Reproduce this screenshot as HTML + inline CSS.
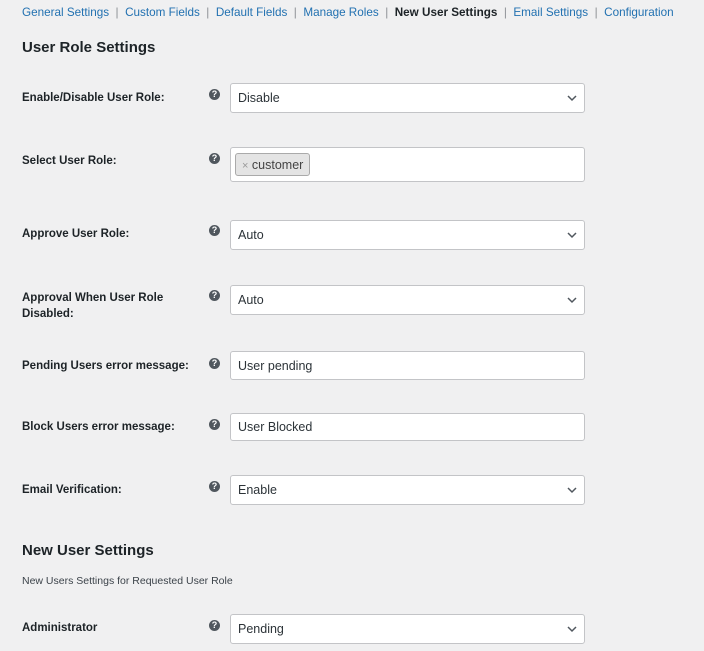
<!DOCTYPE html>
<html><head><meta charset="utf-8"><style>
body{margin:0;width:704px;height:651px;background:#f0f0f1;font-family:"Liberation Sans",sans-serif;color:#1d2327;position:relative;overflow:hidden}
.a{position:absolute}
.nav{top:6px;left:22px;font-size:11.7px;color:#8c8f94;white-space:nowrap}
.nav a{color:#2271b1;text-decoration:none}
.nav b{color:#1d2327}
h2{position:absolute;margin:0;font-size:15px;font-weight:600;left:22px}
.lbl{position:absolute;left:22px;font-size:11.5px;font-weight:bold;width:180px;line-height:16px}
.q{position:absolute;left:209px;width:11px;height:11px;border-radius:50%;background:#50575e;color:#fff;font-size:9px;font-weight:bold;text-align:center;line-height:11px}
.f{position:absolute;left:230px;width:355px;background:#fff;border:1px solid #c3c4c7;border-radius:3px;font-size:12.5px;box-sizing:border-box;padding-left:7px;color:#2c3338}
.f svg{position:absolute;right:7px;top:50%;margin-top:-3px}
</style></head><body>
<div class="a nav"><a>General Settings</a> &nbsp;| &nbsp;<a>Custom Fields</a> &nbsp;| &nbsp;<a>Default Fields</a> &nbsp;| &nbsp;<a>Manage Roles</a> &nbsp;| &nbsp;<b>New User Settings</b> &nbsp;| &nbsp;<a>Email Settings</a> &nbsp;| &nbsp;<a>Configuration</a></div>
<h2 style="top:39px">User Role Settings</h2>

<div class="lbl" style="top:90px">Enable/Disable User Role:</div><div class="q" style="top:89px">?</div>
<div class="f" style="top:83px;height:30px;line-height:29px">Disable<svg width="10" height="7"><path d="M1 1l4 4 4-4" stroke="#50575e" stroke-width="1.5" fill="none"/></svg></div>

<div class="lbl" style="top:153px">Select User Role:</div><div class="q" style="top:153px">?</div>
<div class="f" style="top:147px;height:35px;padding-left:4px"><span class="a" style="left:4px;top:5px;height:23px;line-height:22px;padding:0 6px;background:#e4e4e4;border:1px solid #aaa;border-radius:3px;box-sizing:border-box;font-size:12.5px;color:#444"><span style="color:#999;font-size:11px">×</span> customer</span></div>

<div class="lbl" style="top:226px">Approve User Role:</div><div class="q" style="top:225px">?</div>
<div class="f" style="top:220px;height:30px;line-height:29px">Auto<svg width="10" height="7"><path d="M1 1l4 4 4-4" stroke="#50575e" stroke-width="1.5" fill="none"/></svg></div>

<div class="lbl" style="top:290px">Approval When User Role Disabled:</div><div class="q" style="top:290px">?</div>
<div class="f" style="top:285px;height:30px;line-height:29px">Auto<svg width="10" height="7"><path d="M1 1l4 4 4-4" stroke="#50575e" stroke-width="1.5" fill="none"/></svg></div>

<div class="lbl" style="top:358px">Pending Users error message:</div><div class="q" style="top:358px">?</div>
<div class="f" style="top:351px;height:29px;line-height:28px">User pending</div>

<div class="lbl" style="top:419px">Block Users error message:</div><div class="q" style="top:419px">?</div>
<div class="f" style="top:413px;height:28px;line-height:27px">User Blocked</div>

<div class="lbl" style="top:482px">Email Verification:</div><div class="q" style="top:481px">?</div>
<div class="f" style="top:475px;height:30px;line-height:29px">Enable<svg width="10" height="7"><path d="M1 1l4 4 4-4" stroke="#50575e" stroke-width="1.5" fill="none"/></svg></div>

<h2 style="top:542px">New User Settings</h2>
<div class="a" style="left:22px;top:575px;font-size:10.5px;color:#3c434a">New Users Settings for Requested User Role</div>

<div class="lbl" style="top:620px">Administrator</div><div class="q" style="top:620px">?</div>
<div class="f" style="top:614px;height:30px;line-height:29px">Pending<svg width="10" height="7"><path d="M1 1l4 4 4-4" stroke="#50575e" stroke-width="1.5" fill="none"/></svg></div>
</body></html>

DESCRIPTION OF THE TASK:
Copy each line in full and exactly, omitting any picture.

EXPECTED ANSWER:
Reproduce this screenshot as HTML + inline CSS.
<!DOCTYPE html>
<html><head><meta charset="utf-8"><style>
body{margin:0;width:704px;height:651px;background:#f0f0f1;font-family:"Liberation Sans",sans-serif;color:#1d2327;position:relative;overflow:hidden}
.a{position:absolute}
.nav{top:6px;left:22px;font-size:11.7px;color:#8c8f94;white-space:nowrap}
.nav a{color:#2271b1;text-decoration:none}
.nav b{color:#1d2327}
h2{position:absolute;margin:0;font-size:15px;font-weight:600;left:22px}
.lbl{position:absolute;left:22px;font-size:11.5px;font-weight:bold;width:180px;line-height:16px}
.q{position:absolute;left:209px;width:11px;height:11px;border-radius:50%;background:#50575e;color:#fff;font-size:9px;font-weight:bold;text-align:center;line-height:11px}
.f{position:absolute;left:230px;width:355px;background:#fff;border:1px solid #c3c4c7;border-radius:3px;font-size:12.5px;box-sizing:border-box;padding-left:7px;color:#2c3338}
.f svg{position:absolute;right:7px;top:50%;margin-top:-3px}
</style></head><body>
<div class="a nav"><a>General Settings</a> &nbsp;| &nbsp;<a>Custom Fields</a> &nbsp;| &nbsp;<a>Default Fields</a> &nbsp;| &nbsp;<a>Manage Roles</a> &nbsp;| &nbsp;<b>New User Settings</b> &nbsp;| &nbsp;<a>Email Settings</a> &nbsp;| &nbsp;<a>Configuration</a></div>
<h2 style="top:39px">User Role Settings</h2>

<div class="lbl" style="top:90px">Enable/Disable User Role:</div><div class="q" style="top:89px">?</div>
<div class="f" style="top:83px;height:30px;line-height:29px">Disable<svg width="10" height="7"><path d="M1 1l4 4 4-4" stroke="#50575e" stroke-width="1.5" fill="none"/></svg></div>

<div class="lbl" style="top:153px">Select User Role:</div><div class="q" style="top:153px">?</div>
<div class="f" style="top:147px;height:35px;padding-left:4px"><span class="a" style="left:4px;top:5px;height:23px;line-height:22px;padding:0 6px;background:#e4e4e4;border:1px solid #aaa;border-radius:3px;box-sizing:border-box;font-size:12.5px;color:#444"><span style="color:#999;font-size:11px">×</span> customer</span></div>

<div class="lbl" style="top:226px">Approve User Role:</div><div class="q" style="top:225px">?</div>
<div class="f" style="top:220px;height:30px;line-height:29px">Auto<svg width="10" height="7"><path d="M1 1l4 4 4-4" stroke="#50575e" stroke-width="1.5" fill="none"/></svg></div>

<div class="lbl" style="top:290px">Approval When User Role Disabled:</div><div class="q" style="top:290px">?</div>
<div class="f" style="top:285px;height:30px;line-height:29px">Auto<svg width="10" height="7"><path d="M1 1l4 4 4-4" stroke="#50575e" stroke-width="1.5" fill="none"/></svg></div>

<div class="lbl" style="top:358px">Pending Users error message:</div><div class="q" style="top:358px">?</div>
<div class="f" style="top:351px;height:29px;line-height:28px">User pending</div>

<div class="lbl" style="top:419px">Block Users error message:</div><div class="q" style="top:419px">?</div>
<div class="f" style="top:413px;height:28px;line-height:27px">User Blocked</div>

<div class="lbl" style="top:482px">Email Verification:</div><div class="q" style="top:481px">?</div>
<div class="f" style="top:475px;height:30px;line-height:29px">Enable<svg width="10" height="7"><path d="M1 1l4 4 4-4" stroke="#50575e" stroke-width="1.5" fill="none"/></svg></div>

<h2 style="top:542px">New User Settings</h2>
<div class="a" style="left:22px;top:575px;font-size:10.5px;color:#3c434a">New Users Settings for Requested User Role</div>

<div class="lbl" style="top:620px">Administrator</div><div class="q" style="top:620px">?</div>
<div class="f" style="top:614px;height:30px;line-height:29px">Pending<svg width="10" height="7"><path d="M1 1l4 4 4-4" stroke="#50575e" stroke-width="1.5" fill="none"/></svg></div>
</body></html>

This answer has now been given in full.